(Recorded data)
▬▬▬▬▬▬▬▬▬▬

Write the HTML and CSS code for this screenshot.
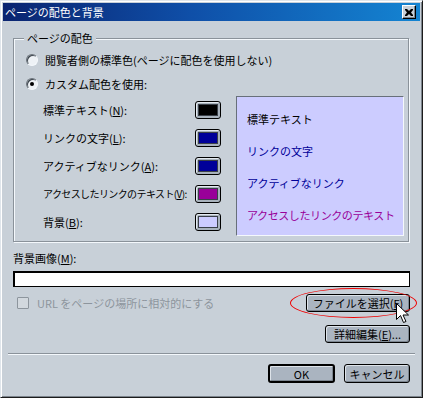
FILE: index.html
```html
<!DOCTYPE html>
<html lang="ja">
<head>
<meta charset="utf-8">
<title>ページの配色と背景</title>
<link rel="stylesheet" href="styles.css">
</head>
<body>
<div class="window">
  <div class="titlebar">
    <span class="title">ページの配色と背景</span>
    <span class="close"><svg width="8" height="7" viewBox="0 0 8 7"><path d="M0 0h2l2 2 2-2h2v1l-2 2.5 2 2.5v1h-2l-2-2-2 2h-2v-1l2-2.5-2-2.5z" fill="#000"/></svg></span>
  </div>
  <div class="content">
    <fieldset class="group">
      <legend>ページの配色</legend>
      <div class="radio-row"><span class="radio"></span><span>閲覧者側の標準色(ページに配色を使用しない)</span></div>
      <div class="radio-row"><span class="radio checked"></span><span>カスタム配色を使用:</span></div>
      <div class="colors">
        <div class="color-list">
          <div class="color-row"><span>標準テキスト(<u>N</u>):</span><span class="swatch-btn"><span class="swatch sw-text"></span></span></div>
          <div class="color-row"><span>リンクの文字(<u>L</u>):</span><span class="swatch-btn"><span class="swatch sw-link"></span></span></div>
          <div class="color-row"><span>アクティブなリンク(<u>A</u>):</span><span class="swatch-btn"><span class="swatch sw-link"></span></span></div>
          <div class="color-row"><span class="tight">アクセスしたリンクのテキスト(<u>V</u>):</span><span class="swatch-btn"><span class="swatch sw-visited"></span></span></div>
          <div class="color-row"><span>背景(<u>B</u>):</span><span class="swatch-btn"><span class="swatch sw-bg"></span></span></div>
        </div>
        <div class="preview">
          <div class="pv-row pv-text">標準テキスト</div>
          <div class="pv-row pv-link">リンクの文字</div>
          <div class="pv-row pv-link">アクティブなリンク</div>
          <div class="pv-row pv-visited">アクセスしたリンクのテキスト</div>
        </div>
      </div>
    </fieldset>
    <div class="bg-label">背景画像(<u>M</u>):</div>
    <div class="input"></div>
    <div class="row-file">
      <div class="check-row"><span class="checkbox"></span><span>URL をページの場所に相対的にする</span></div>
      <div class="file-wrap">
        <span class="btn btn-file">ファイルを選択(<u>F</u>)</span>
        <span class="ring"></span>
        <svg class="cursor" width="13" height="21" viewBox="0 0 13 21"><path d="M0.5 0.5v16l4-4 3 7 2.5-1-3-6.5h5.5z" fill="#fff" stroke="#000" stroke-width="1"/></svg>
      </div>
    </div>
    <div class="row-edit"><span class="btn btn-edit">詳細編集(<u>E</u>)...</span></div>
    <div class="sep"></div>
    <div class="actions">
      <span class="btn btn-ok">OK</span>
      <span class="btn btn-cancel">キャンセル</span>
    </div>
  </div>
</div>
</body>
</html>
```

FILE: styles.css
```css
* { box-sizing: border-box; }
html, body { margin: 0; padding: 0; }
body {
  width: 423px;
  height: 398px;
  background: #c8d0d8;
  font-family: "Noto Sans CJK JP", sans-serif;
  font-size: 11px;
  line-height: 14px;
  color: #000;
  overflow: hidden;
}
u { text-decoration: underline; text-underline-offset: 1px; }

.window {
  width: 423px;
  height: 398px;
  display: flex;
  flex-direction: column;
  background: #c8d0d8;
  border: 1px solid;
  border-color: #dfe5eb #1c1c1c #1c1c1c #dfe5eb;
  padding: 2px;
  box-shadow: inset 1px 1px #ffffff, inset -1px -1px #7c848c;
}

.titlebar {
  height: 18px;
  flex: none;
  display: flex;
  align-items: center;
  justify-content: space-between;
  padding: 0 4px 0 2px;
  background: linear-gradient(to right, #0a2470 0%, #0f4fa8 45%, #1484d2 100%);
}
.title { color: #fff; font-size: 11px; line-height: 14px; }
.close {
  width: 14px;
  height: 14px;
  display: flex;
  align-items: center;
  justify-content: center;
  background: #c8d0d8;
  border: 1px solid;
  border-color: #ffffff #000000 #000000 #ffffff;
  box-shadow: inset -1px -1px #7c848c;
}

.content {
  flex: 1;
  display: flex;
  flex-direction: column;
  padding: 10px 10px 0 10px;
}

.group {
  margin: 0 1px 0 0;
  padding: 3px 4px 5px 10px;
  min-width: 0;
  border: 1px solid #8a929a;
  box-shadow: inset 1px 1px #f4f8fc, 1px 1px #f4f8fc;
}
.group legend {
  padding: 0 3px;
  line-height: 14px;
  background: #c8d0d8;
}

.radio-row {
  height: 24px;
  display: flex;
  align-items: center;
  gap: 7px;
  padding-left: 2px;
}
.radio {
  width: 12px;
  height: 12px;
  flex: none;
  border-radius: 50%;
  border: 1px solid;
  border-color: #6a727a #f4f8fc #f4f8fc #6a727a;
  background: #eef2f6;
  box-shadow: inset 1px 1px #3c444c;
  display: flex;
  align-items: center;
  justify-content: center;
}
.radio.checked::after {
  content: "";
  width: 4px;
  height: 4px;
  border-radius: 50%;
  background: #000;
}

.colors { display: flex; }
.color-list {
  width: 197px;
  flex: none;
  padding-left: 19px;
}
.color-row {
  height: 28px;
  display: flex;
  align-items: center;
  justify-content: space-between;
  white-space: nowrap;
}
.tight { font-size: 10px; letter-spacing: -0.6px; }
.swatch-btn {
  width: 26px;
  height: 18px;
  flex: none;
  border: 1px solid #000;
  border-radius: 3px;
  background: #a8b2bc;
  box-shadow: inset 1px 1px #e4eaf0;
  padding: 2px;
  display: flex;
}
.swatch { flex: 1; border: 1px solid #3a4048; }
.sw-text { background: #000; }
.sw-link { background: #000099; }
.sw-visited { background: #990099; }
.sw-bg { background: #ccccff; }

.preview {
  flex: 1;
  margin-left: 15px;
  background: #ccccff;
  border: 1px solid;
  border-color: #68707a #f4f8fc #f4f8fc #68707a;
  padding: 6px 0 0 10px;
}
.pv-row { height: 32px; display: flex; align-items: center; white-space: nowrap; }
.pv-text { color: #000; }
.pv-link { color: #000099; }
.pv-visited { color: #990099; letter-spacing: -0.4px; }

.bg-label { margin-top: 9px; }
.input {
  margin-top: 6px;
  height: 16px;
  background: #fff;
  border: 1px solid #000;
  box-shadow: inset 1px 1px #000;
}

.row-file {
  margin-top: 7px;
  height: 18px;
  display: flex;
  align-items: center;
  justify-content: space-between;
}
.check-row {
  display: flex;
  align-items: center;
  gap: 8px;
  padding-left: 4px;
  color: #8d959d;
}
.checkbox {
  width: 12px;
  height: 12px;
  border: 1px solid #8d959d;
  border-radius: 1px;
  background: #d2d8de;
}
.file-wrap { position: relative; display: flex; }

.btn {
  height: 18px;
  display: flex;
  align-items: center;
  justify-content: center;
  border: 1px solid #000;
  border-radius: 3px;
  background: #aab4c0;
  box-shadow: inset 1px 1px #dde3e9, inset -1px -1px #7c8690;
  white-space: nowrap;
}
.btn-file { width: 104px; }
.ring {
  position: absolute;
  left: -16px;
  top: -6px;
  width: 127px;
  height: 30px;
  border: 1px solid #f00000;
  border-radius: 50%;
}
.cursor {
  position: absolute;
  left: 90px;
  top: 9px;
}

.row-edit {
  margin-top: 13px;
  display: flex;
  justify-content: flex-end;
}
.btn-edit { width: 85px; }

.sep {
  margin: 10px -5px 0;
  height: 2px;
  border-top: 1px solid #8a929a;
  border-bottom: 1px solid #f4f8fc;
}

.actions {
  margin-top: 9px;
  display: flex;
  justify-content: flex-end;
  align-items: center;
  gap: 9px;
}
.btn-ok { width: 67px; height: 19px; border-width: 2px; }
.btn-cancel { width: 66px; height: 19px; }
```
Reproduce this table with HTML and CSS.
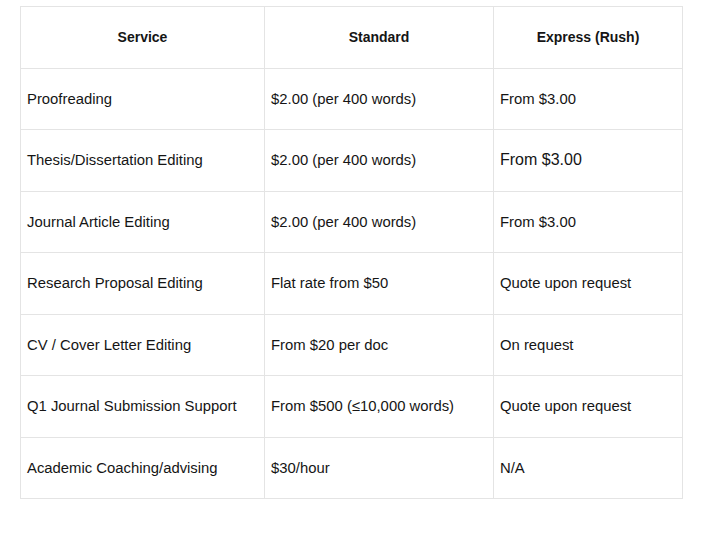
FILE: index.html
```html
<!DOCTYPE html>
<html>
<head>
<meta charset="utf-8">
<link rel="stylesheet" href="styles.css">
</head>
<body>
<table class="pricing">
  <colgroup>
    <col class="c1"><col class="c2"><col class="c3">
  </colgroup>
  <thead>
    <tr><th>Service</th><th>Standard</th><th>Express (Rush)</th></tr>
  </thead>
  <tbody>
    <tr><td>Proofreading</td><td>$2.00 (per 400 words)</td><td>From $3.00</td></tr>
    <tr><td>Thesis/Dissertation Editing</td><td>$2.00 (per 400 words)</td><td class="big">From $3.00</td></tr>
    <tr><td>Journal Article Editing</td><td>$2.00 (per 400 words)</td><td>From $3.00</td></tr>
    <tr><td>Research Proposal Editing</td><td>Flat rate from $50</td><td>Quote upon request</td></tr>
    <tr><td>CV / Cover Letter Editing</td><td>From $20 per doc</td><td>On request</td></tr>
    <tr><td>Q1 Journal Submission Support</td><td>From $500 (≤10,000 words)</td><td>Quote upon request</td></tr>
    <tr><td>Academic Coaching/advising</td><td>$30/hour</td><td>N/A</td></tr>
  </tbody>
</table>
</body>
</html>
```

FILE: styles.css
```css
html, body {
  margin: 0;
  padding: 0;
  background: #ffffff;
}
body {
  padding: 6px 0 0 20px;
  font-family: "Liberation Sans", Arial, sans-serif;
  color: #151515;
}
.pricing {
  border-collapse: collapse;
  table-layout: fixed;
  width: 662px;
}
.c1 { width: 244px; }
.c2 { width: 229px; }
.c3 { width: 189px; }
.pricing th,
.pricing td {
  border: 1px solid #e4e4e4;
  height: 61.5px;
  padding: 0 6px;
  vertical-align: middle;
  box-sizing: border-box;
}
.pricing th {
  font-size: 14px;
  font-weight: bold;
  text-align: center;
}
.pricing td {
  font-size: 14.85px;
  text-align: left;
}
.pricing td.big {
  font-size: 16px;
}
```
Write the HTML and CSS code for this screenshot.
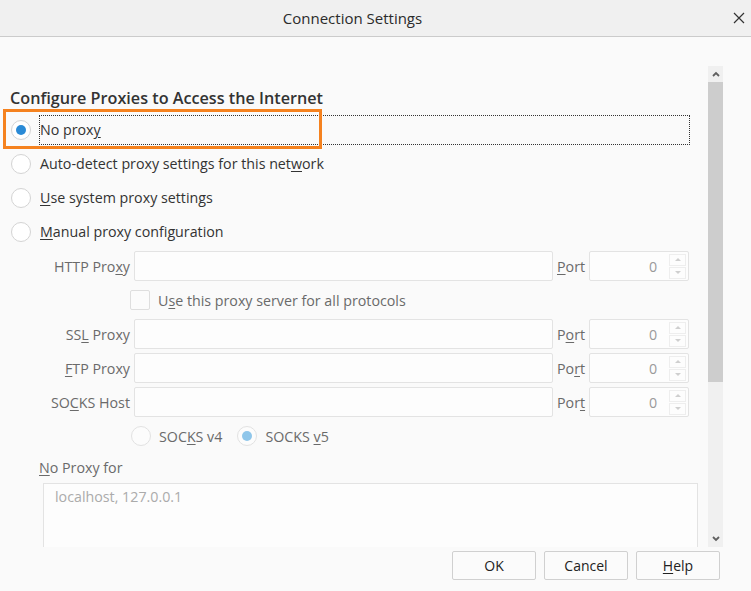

▬▬▬▬▬▬▬▬▬▬

SHORT TASK
Find "table". Copy every line it occurs in.

THE RESULT
Reproduce this table with HTML and CSS.
<table class="pricing">
</table>
  table-layout: fixed;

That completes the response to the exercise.